+++ Data provided +++

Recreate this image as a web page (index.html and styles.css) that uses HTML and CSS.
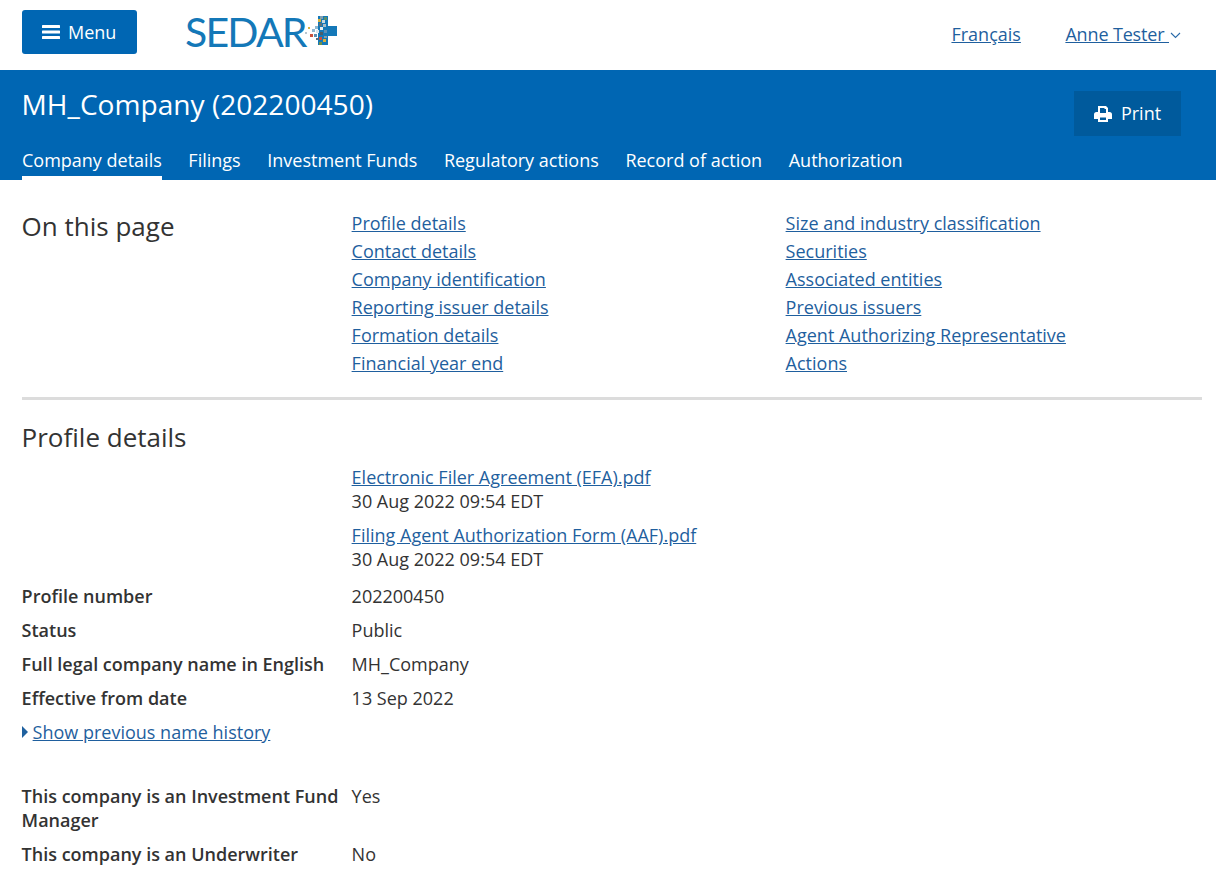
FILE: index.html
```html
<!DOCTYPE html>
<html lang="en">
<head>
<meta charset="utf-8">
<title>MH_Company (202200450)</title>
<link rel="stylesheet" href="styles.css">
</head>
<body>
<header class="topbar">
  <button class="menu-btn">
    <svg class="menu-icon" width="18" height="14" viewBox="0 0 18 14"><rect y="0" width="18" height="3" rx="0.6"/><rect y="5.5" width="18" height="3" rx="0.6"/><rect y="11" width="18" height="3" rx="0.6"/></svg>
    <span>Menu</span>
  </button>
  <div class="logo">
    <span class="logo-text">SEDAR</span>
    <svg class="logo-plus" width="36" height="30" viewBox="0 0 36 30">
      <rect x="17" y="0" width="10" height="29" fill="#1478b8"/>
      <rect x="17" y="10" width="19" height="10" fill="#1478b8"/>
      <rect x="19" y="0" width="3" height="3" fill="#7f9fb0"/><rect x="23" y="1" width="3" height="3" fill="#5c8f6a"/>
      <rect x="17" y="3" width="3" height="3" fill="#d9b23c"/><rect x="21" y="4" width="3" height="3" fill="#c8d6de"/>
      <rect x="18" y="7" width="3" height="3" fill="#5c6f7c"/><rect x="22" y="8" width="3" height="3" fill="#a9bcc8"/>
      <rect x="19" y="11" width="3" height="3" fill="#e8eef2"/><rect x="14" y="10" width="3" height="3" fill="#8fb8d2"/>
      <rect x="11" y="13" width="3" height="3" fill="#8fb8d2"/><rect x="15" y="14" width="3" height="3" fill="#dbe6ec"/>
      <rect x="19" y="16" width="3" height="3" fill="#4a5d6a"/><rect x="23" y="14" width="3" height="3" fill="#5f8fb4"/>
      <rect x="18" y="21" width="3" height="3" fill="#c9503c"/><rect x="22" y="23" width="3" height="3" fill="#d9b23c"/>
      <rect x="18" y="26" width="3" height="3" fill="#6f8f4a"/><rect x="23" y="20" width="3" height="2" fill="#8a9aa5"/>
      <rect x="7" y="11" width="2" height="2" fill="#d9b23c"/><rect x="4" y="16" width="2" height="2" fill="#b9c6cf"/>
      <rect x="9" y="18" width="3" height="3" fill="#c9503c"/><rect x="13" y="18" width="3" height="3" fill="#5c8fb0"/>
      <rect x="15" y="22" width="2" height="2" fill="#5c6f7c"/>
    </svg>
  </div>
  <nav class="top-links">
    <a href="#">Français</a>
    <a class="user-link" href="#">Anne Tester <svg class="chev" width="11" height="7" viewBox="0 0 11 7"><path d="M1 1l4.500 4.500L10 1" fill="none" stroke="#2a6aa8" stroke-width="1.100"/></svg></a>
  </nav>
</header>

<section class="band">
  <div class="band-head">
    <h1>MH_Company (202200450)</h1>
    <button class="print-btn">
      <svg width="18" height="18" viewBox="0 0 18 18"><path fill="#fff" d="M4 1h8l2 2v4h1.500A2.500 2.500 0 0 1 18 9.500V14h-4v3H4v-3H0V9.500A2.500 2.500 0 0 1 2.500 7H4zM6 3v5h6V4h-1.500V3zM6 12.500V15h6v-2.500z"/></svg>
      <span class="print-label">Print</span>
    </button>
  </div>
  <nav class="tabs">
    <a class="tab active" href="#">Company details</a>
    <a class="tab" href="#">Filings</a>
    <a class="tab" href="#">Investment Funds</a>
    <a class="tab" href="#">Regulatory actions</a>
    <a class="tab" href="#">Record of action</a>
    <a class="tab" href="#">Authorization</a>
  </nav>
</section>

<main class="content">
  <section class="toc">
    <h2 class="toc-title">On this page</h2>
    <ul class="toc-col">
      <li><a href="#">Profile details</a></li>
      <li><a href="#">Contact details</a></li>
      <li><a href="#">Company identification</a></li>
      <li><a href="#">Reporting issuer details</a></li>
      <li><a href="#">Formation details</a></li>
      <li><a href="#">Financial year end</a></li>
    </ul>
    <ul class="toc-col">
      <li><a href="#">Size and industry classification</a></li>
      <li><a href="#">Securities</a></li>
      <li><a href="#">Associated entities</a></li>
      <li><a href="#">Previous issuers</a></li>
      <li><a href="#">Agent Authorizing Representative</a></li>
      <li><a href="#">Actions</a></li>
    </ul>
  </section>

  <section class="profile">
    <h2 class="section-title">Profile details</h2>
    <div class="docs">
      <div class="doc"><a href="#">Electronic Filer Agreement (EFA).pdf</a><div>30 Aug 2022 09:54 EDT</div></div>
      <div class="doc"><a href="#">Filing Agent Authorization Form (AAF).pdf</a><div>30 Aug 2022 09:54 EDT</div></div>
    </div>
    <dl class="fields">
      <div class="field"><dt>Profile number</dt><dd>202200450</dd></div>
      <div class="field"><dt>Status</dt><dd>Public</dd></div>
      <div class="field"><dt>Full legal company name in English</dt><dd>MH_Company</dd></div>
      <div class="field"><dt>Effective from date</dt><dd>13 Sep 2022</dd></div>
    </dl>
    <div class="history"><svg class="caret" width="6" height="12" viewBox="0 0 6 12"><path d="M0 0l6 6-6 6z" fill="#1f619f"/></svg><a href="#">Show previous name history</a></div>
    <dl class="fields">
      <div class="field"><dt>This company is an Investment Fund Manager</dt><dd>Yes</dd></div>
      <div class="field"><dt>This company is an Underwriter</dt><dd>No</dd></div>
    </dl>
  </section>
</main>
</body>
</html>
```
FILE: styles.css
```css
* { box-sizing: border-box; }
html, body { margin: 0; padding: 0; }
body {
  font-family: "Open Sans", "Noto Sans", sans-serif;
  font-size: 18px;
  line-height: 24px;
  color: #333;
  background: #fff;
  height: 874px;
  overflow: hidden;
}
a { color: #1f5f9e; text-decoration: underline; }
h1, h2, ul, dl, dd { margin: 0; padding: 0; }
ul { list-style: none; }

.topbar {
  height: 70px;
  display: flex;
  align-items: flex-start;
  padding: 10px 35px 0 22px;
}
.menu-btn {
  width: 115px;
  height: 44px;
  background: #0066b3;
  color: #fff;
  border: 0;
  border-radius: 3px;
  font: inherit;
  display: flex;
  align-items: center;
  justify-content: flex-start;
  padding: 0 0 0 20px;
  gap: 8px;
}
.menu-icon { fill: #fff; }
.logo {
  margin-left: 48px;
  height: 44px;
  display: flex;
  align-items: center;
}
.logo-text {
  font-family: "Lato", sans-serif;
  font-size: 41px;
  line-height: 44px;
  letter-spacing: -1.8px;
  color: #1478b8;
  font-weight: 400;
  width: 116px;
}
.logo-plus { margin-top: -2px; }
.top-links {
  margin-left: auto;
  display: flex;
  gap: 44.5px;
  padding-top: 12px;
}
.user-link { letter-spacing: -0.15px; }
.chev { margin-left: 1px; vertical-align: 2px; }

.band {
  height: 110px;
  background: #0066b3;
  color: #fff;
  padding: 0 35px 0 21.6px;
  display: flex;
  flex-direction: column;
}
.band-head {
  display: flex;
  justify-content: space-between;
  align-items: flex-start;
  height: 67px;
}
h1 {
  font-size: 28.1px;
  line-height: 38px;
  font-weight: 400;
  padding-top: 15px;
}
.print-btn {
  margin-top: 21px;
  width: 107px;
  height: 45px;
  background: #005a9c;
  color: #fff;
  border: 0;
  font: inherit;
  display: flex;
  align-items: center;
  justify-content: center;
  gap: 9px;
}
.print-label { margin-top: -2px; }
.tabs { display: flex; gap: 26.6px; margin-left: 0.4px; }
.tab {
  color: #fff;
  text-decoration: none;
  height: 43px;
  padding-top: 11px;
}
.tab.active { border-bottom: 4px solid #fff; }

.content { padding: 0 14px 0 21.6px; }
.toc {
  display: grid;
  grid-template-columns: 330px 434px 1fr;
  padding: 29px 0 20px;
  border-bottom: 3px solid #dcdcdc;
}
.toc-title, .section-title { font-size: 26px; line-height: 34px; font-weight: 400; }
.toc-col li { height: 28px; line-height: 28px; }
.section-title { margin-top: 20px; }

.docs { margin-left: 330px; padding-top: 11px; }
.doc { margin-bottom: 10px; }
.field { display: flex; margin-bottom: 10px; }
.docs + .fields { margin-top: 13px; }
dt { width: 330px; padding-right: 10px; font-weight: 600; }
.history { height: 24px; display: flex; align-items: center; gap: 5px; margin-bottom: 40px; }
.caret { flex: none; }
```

+++

Stated goal:
For the listing above, identify each line bearing "page".

Result of this exercise:
Recreate this image as a web page (index.html and styles.css) that uses HTML and CSS.
    <h2 class="toc-title">On this page</h2>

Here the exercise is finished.